10. Наконец я заказал для сестры раму к ее портрету Байрона. Из Департамента я ходил искать часы для себя и Миши — для них и других разных покупок нужно мне будет около 400 рублей. — Я еще не знаю, проситься ли мне в отпуск или прямо в отставку: завтра поутру сходить надо поговорить об этом с Шахматовым. Обедал я у Анны Петровны с Петром Марковичем, а после проспал и просидел дома, зато хочу как можно позже лечь спать. Этими днями надо написать последнее письмо отсюда к Языкову, — я по сию пору не ответил на его последнее. Я видел Вронченкин перевод Гамлета: он хорош, но стихи все еще не гладки и тяжелы у переводчика, хотя перевод его и должен быть верен и близок к оригиналу. Нельзя тоже сказать про переводы Шиллера (Wallenstein) и Гете (gotz) Шевырева; язык в них несравненно хуже, и, сверх того, еще они неверны, как говорят сравнивавшие их. — Вронченко напомнил мне теперь отрывок, переведенный Плетневым тоже из Шекспира: признание в любви Ромео и Юлии [Джульетты], когда ночью из сада Ромео через окно разговаривает с Юлией; эта сцена есть одна из прекраснейших, которые написал Шекспир; простота, невинность и сила чувств Юлии в ней прелестны, восхитительны — за то и Плетнев прекрасно нам ее передал; он далеко оставляет за собой нашего дерптского переводчика. — В пятницу — 14 число, следственно, через 4 дня и ровно через год после моего отъезда из Тригорского, я думаю выехать отсюда. С какими удалыми надеждами я ехал сюда! — и сколько их исполнилось? — ни одной!.. Теперь их тоже много в груди, но через год им такая же будет судьба — может статься и всю жизнь!
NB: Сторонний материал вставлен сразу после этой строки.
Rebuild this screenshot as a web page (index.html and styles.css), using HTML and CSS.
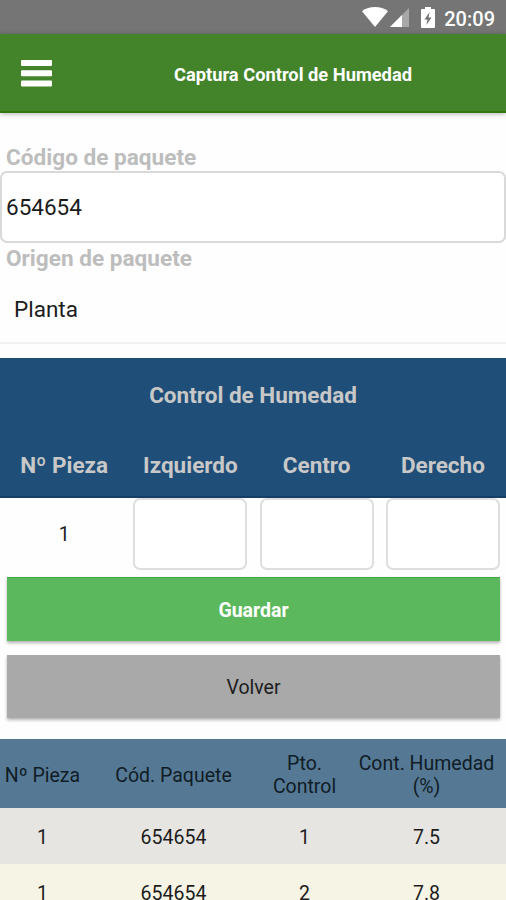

В таком случае вопрос Гамлета: «Быть или не быть» — сам разрешится все равно.
11. Подал я просьбу об отставке меня из службы и надеюсь скоро получить оную. Петра Марковича задерживают в ломбарде, не выдавая ему денег: обещали прежде выдать завтра, а теперь отсрочили до четверга, а может быть, и до будущего вторника; весьма досадно, если нам придется так долго ожидать по-пустому деньги и терять время. — Весь день я пробыл у барона. Софья очень была мила со мной, уверяла, что ей тяжело будет расставаться со мной, и что часто вспоминать будет обо мне. — Там был Плетнев и Подолинский, также один поляк Жельветр, который приезжал заговаривать зубную боль Софьи; он очень смешил нас своим обращением.
12. В Департаменте я отдал на гербовую бумагу — на производство дела по просьбе о моем увольнении: всего 9 р. мне это стоит покуда. О возвращении дипломов моих нужно, как говорят, сделать особенное отношение в герольдию. Я думаю, что я и без них могу обойтись.